BEGIN Listing
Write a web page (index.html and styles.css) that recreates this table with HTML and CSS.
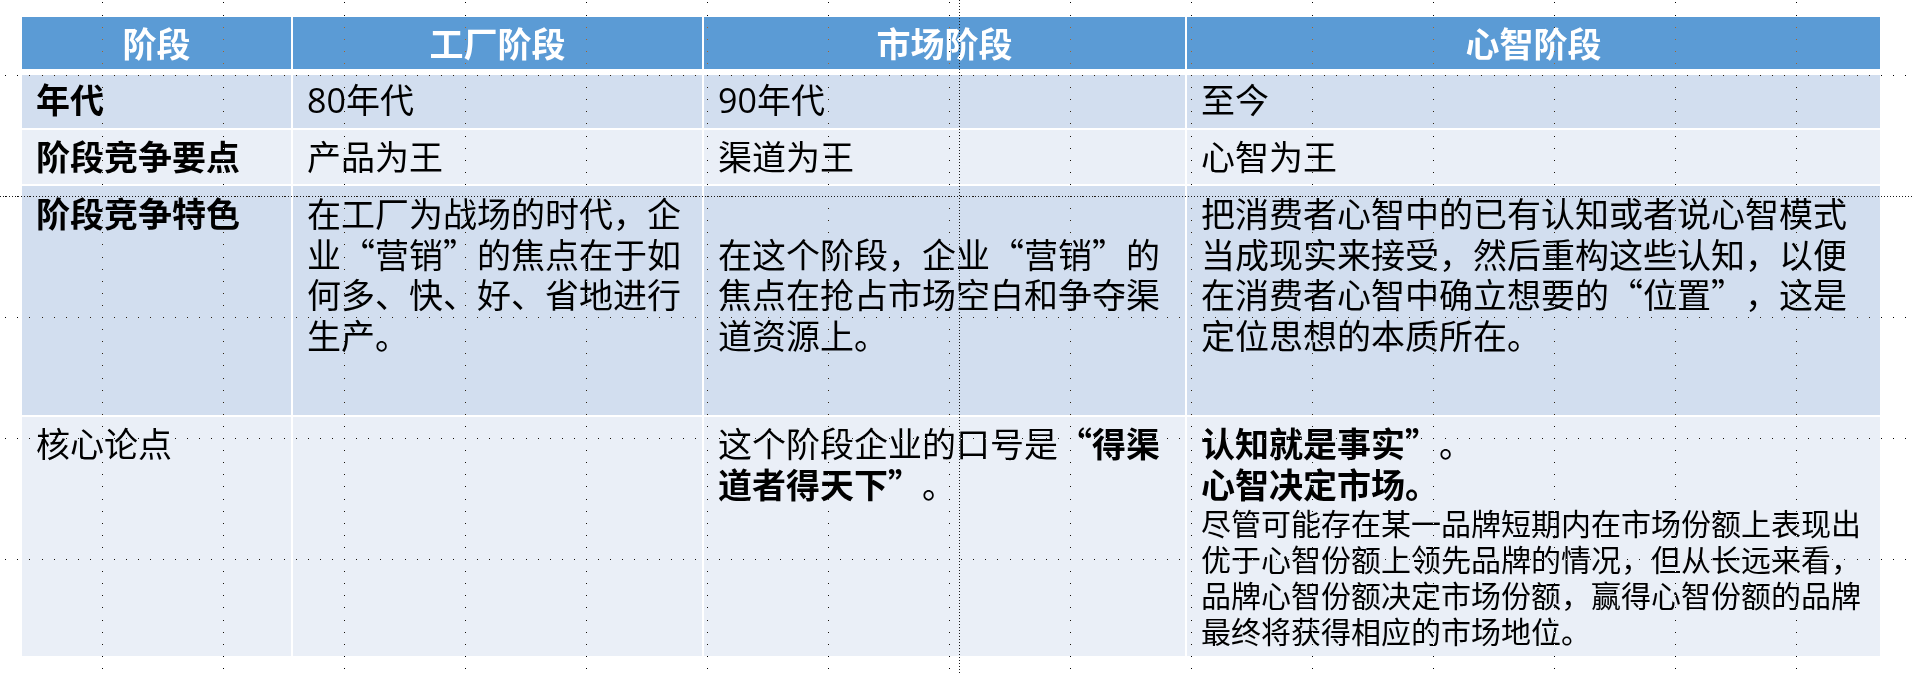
FILE: index.html
```html
<!DOCTYPE html>
<html lang="zh-CN">
<head>
<meta charset="utf-8">
<title>定位阶段对比</title>
<link rel="stylesheet" href="styles.css">
</head>
<body>
<div class="page">
  <div class="table">
    <div class="row head">
      <div class="cell">阶段</div>
      <div class="cell">工厂阶段</div>
      <div class="cell">市场阶段</div>
      <div class="cell">心智阶段</div>
    </div>
    <div class="row r1 band1">
      <div class="cell label">年代</div>
      <div class="cell"><span class="num">80</span>年代</div>
      <div class="cell"><span class="num">90</span>年代</div>
      <div class="cell">至今</div>
    </div>
    <div class="row r2 band2">
      <div class="cell label">阶段竞争要点</div>
      <div class="cell">产品为王</div>
      <div class="cell">渠道为王</div>
      <div class="cell">心智为王</div>
    </div>
    <div class="row r3 band1">
      <div class="cell label">阶段竞争特色</div>
      <div class="cell">在工厂为战场的时代，企业“营销”的焦点在于如何多、快、好、省地进行生产。</div>
      <div class="cell lead-gap">在这个阶段，企业“营销”的焦点在抢占市场空白和争夺渠道资源上。</div>
      <div class="cell">把消费者心智中的已有认知或者说心智模式当成现实来接受，然后重构这些认知，以便在消费者心智中确立想要的“位置”，这是定位思想的本质所在。</div>
    </div>
    <div class="row r4 band2">
      <div class="cell">核心论点</div>
      <div class="cell"></div>
      <div class="cell">
        <div class="line">这个阶段企业的口号是<b>“得渠</b></div>
        <div class="line"><b>道者得天下”</b>。</div>
      </div>
      <div class="cell">
        <div class="line"><b>认知就是事实”</b>。</div>
        <div class="line"><b>心智决定市场。</b></div>
        <div class="small">尽管可能存在某一品牌短期内在市场份额上表现出优于心智份额上领先品牌的情况，但从长远来看，品牌心智份额决定市场份额，赢得心智份额的品牌最终将获得相应的市场地位。</div>
      </div>
    </div>
  </div>

  <svg class="grid-layer" width="1914" height="674" viewBox="0 0 1914 674" shape-rendering="crispEdges" aria-hidden="true">
    <defs>
      <pattern id="gridDots" patternUnits="userSpaceOnUse" x="102" y="75" width="121" height="121">
        <rect x="0" y="0" width="1" height="1"/>
        <rect x="12" y="0" width="1" height="1"/>
        <rect x="24" y="0" width="1" height="1"/>
        <rect x="36" y="0" width="1" height="1"/>
        <rect x="48" y="0" width="1" height="1"/>
        <rect x="61" y="0" width="1" height="1"/>
        <rect x="73" y="0" width="1" height="1"/>
        <rect x="85" y="0" width="1" height="1"/>
        <rect x="97" y="0" width="1" height="1"/>
        <rect x="109" y="0" width="1" height="1"/>
        <rect x="0" y="12" width="1" height="1"/>
        <rect x="0" y="24" width="1" height="1"/>
        <rect x="0" y="36" width="1" height="1"/>
        <rect x="0" y="48" width="1" height="1"/>
        <rect x="0" y="61" width="1" height="1"/>
        <rect x="0" y="73" width="1" height="1"/>
        <rect x="0" y="85" width="1" height="1"/>
        <rect x="0" y="97" width="1" height="1"/>
        <rect x="0" y="109" width="1" height="1"/>
      </pattern>
    </defs>
    <rect class="dots" x="0" y="0" width="1914" height="674" fill="url(#gridDots)"/>
  </svg>

  <svg class="guide-layer" width="1914" height="674" viewBox="0 0 1914 674" shape-rendering="crispEdges" aria-hidden="true">
    <line class="guide" x1="0" y1="196.5" x2="1914" y2="196.5"/>
    <line class="guide" x1="959.5" y1="0" x2="959.5" y2="674"/>
  </svg>
</div>
</body>
</html>
```

FILE: styles.css
```css
html, body {
  margin: 0;
  padding: 0;
  background: #ffffff;
}

body {
  font-family: "Noto Sans CJK SC", "Noto Sans", sans-serif;
  color: #000000;
  text-spacing-trim: space-all;
}

.page {
  position: relative;
  width: 1914px;
  height: 674px;
  padding: 17px 0 0 22px;
  box-sizing: border-box;
  overflow: hidden;
}

.table {
  display: flex;
  flex-direction: column;
  gap: 2px;
  width: 1858px;
}

.row {
  display: grid;
  grid-template-columns: 269px 409px 481px 693px;
  column-gap: 2px;
}

.cell {
  font-size: 34px;
  line-height: 40.5px;
  padding: 0 14px;
  box-sizing: border-box;
}

.line {
  white-space: nowrap;
}

.head {
  height: 52px;
  margin-bottom: 4px;
}

.head .cell {
  background: #5b9bd5;
  color: #ffffff;
  font-weight: 700;
  display: flex;
  align-items: center;
  justify-content: center;
  line-height: 40px;
}

.band1 .cell {
  background: #d2deef;
}

.band2 .cell {
  background: #eaeff7;
}

.r1 { height: 53px; }
.r2 { height: 54px; }
.r3 { height: 229px; }
.r4 { height: 239px; }

.r1 .cell { padding-top: 4px; }
.r2 .cell { padding-top: 6px; }
.r3 .cell { padding-top: 7px; }
.r4 .cell { padding-top: 6px; }

.r3 .lead-gap {
  padding-top: 47.5px;
}

.label {
  font-weight: 700;
}

.num {
  font-family: "Open Sans", "Noto Sans", sans-serif;
}

b {
  font-weight: 700;
}

.small {
  font-size: 30px;
  line-height: 36px;
}

.grid-layer,
.guide-layer {
  position: absolute;
  left: 0;
  top: 0;
  pointer-events: none;
}

.grid-layer {
  mix-blend-mode: difference;
}

.grid-layer pattern rect {
  fill: #ffffff;
}

.guide {
  stroke: #1a1a1a;
  stroke-width: 1;
  stroke-dasharray: 1 2;
}
```
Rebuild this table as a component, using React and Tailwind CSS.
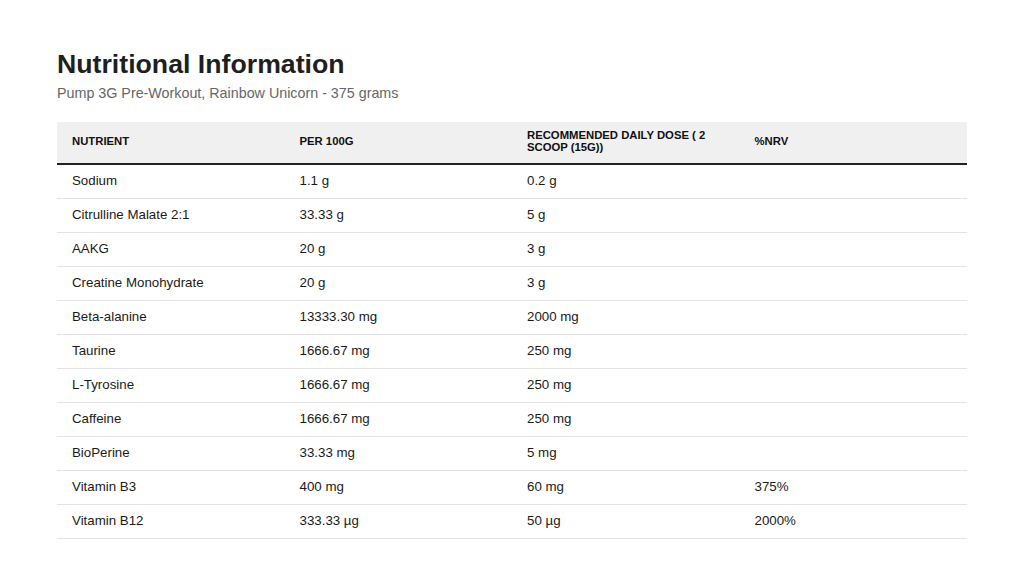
END Listing
### Goal:
Examine the records and report how many lines contain the string "styles". Only the number should be given.

### Finished answer:
3